2. Architecting the Real-Time Inference Service

Now, let's zoom in on that microservice.

  • Infrastructure: "I would package our model artifact (e.g., the model.pkl file or TensorFlow graph) and our simple web server (e.g., FastAPI for Python, or gRPC for high-performance cross-service communication) into a Docker container. This container is our immutable, deployable unit."

  • Orchestration: "We won't just deploy this container on one server. We will deploy it as a service on an orchestration platform like Kubernetes (K8s). This is necessary for large-scale systems. K8s gives us two critical features:

    1. Auto-scaling: It will automatically provision new containers as our request volume spikes.

    2. Fault Tolerance: If a container crashes, K8s will automatically restart it, ensuring high availability."

  • Performance & Caching: "To meet our <200ms p99 latency, we need to be aggressive. First, the model itself must be optimized. If we're using a deep learning model, this means applying quantization (e.g., to FP16) or using a high-performance runtime like TensorRT. Second, we must cache. We'll use a cache like Redis at the API gateway level to store the final ranked list for active users for a short TTL (e.g., 1-2 minutes). If the same user pulls-to-refresh, we can serve directly from the cache, which bypasses our entire compute-heavy pipeline."

3. CI/CD for ML: Safe Deployment Strategy

You have a new model from Step 5. You have a live, running service from above. How do you deploy the new model without causing an outage?

  • "We need a CI/CD pipeline for ML (MLOps). When a data scientist registers a new, validated model in our Model Registry, it automatically triggers this pipeline."

  • Shadow Mode:

    • "First, the pipeline deploys the new model (Model B) to production in 'shadow mode.' Our live service (running Model A) will fork the production traffic. It sends the request to Model A (whose response goes to the user) and to Model B (whose response is logged but discarded)."

    • "This is our ultimate safety check. It lets us monitor Model B on live, real-world traffic with zero user impact.
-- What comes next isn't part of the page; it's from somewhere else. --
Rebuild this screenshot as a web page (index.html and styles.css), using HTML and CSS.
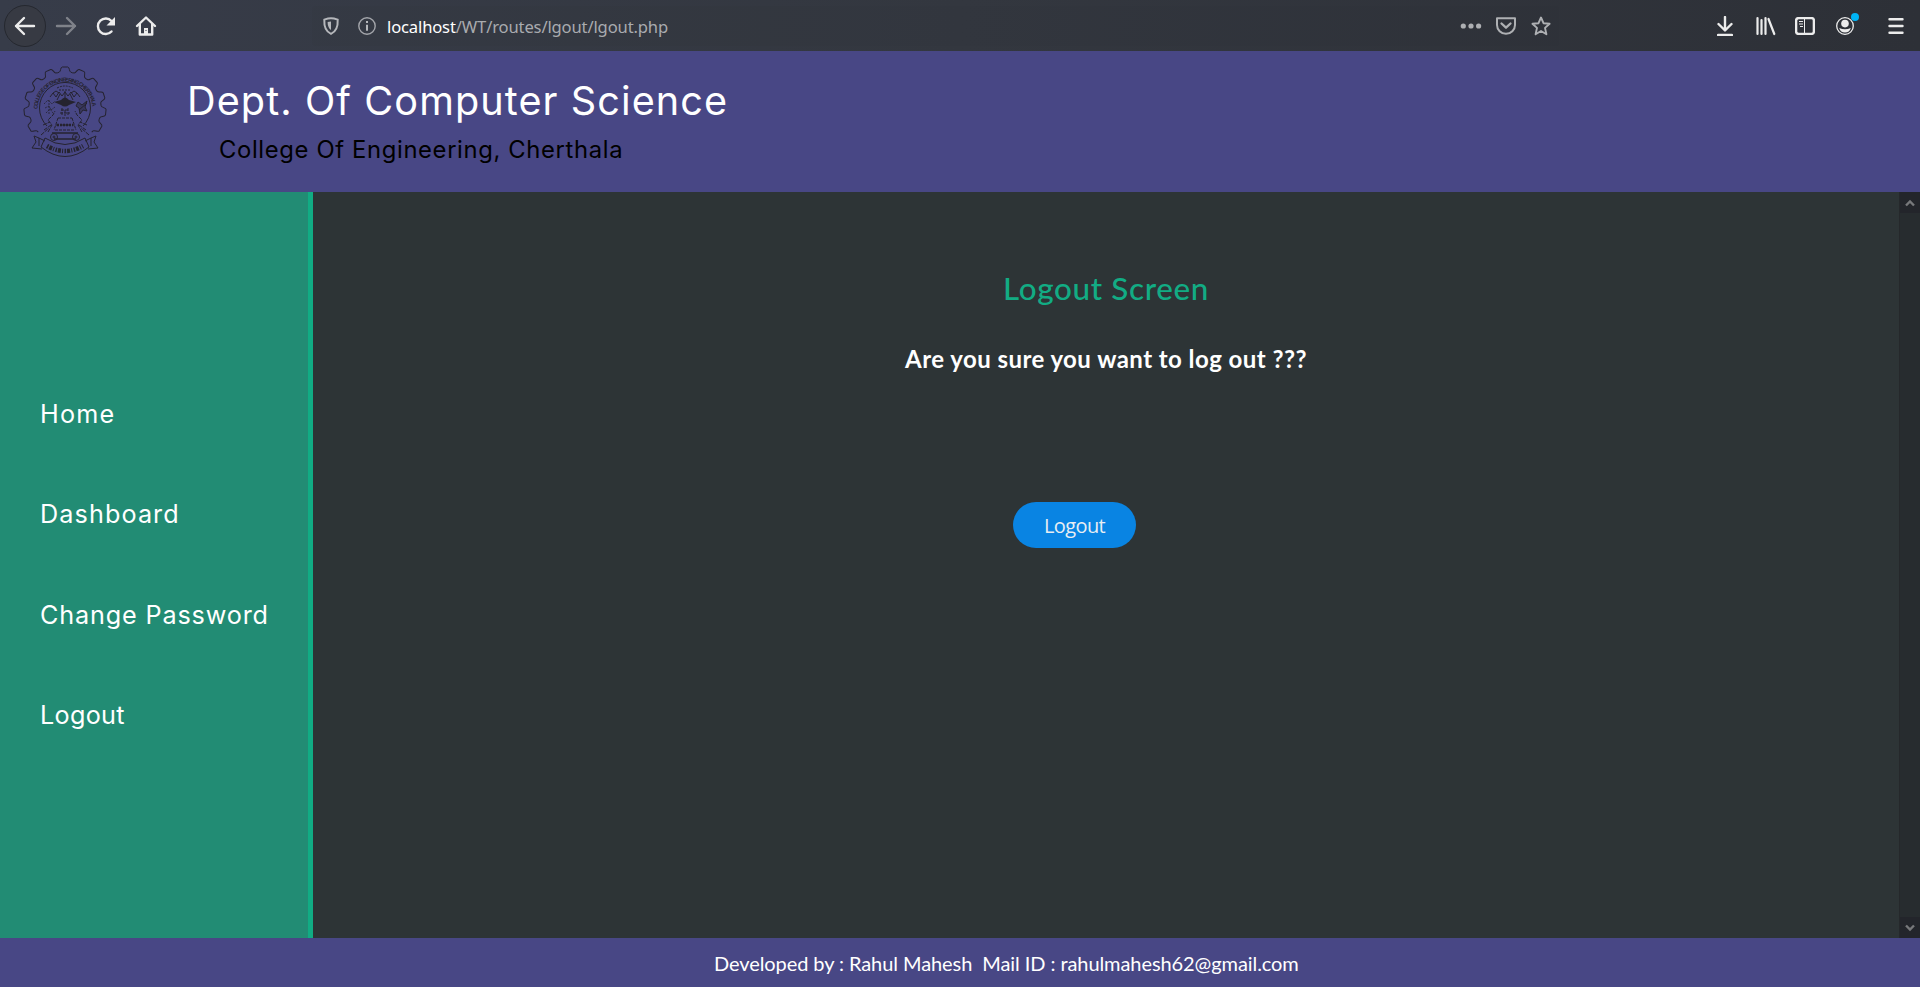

We can check for crashes, monitor p99 latency, and compare its prediction distribution to Model A's. This is how we catch the 'it-worked-in-the-notebook' bugs."

  • Canary Rollout:

    • "Once Model B passes its shadow-mode checks, we begin a canary rollout. We configure our load balancer to send 1% of real user traffic to Model B. Those users see Model B's results."

    • "We now intensively monitor our Guardrail Metrics (from Step 1) on this 1% cohort. Does the *'Report Post'_ rate increase? Does latency spike? Does revenue drop? If all guardrails are healthy, we slowly ramp up: 5%, 20%, 50%, and finally 100%."

4. Online Evaluation: The A/B Test (The Only Ground Truth)

The canary rollout proved the model is safe. But is it better?

  • "Offline metrics like NDCG (from Step 5) are just proxies. The only way to know if we achieved our primary business goal (e.g., 'increase D7 retention') is with a careful A/B test."

  • "We will run a formal experiment: Group A (Control) sees Model A. Group B (Treatment) sees Model B. We will run this for at least two weeks to capture seasonality."

  • "We will measure our primary, product-level metric from Step 1. Only if Model B shows a statistically significant win on our goal without harming our guardrails will it be promoted as the new, permanent production model. This is the final, definitive step of integration."